In my case, they set up propane heaters outside the building and used ducts to pipe hot air into my apartment.
Professional pest controllers have perfected the speed at which they raise the temperature inside a structure. They increase the temp at a specific rate that will cause the bugs to scurry into cooler hiding spots, and then they carefully circulate the hot air in the structure so that the temp continues to rise inside, even in those cooler spots. The bugs, which had found cooler hiding places, are forced to leave the cooler spots when even those spots get to warm, and then they jump from the frying pan into the fire, since the temp in the less cool spots is now at a point that the bugs die very quickly.

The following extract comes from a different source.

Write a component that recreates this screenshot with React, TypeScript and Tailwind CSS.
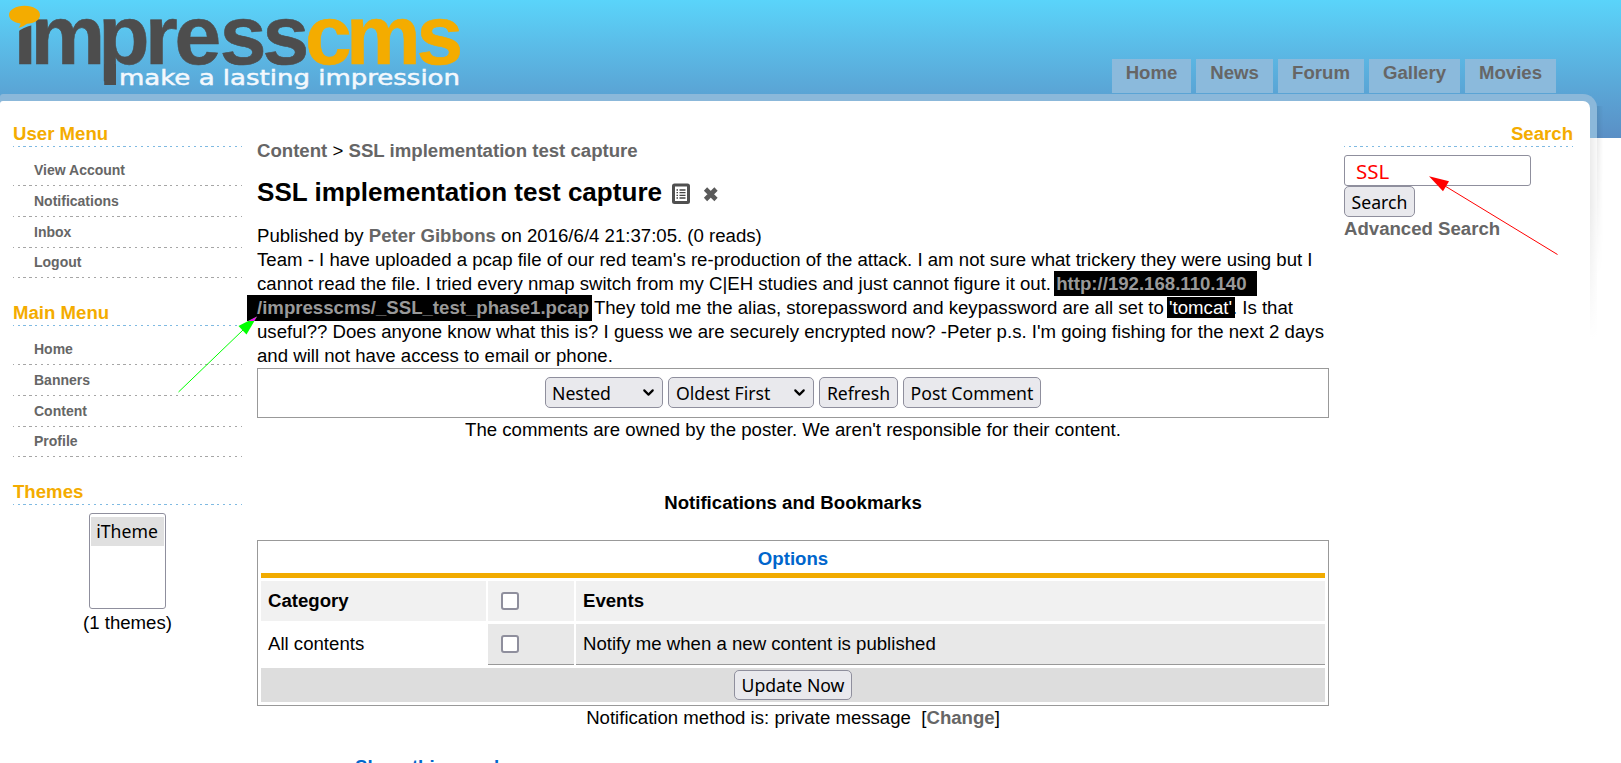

That's part of the reason that thermal is only reliably doable by pros. It's a very long, very labor intensive process. I had three PCOs on site at 8 am for treatment. Chemical guy came in first and did something (not sure what) and then the thermal folks set up next. The two person thermal team (for my small one bedroom apartment) were there until late afternoon--because they had to set up ducts and then heat the apartment. During the heating process, they had to monitor the temp throughout the apartment since cooler spots would run the risk of causing a treatment that didn't work.
If done by a thermal PCO who knows what he or she is doing, thermal can be used to treat only one unit (or a handful of units) in a multi-unit building. My apartment is one unit in a four plex. The other units were inspected before and after thermal treatment. They always were bug free and remained that way after treatment.
Thermal, if done properly, can work on units in multi-unit building, but as your questions rightly imply, it will only be effective if all adjacent units are inspected and declared bed bug free. Otherwise, even if the thermal works in your unit, reinfestation from an adjacent unit's infestation is always possible.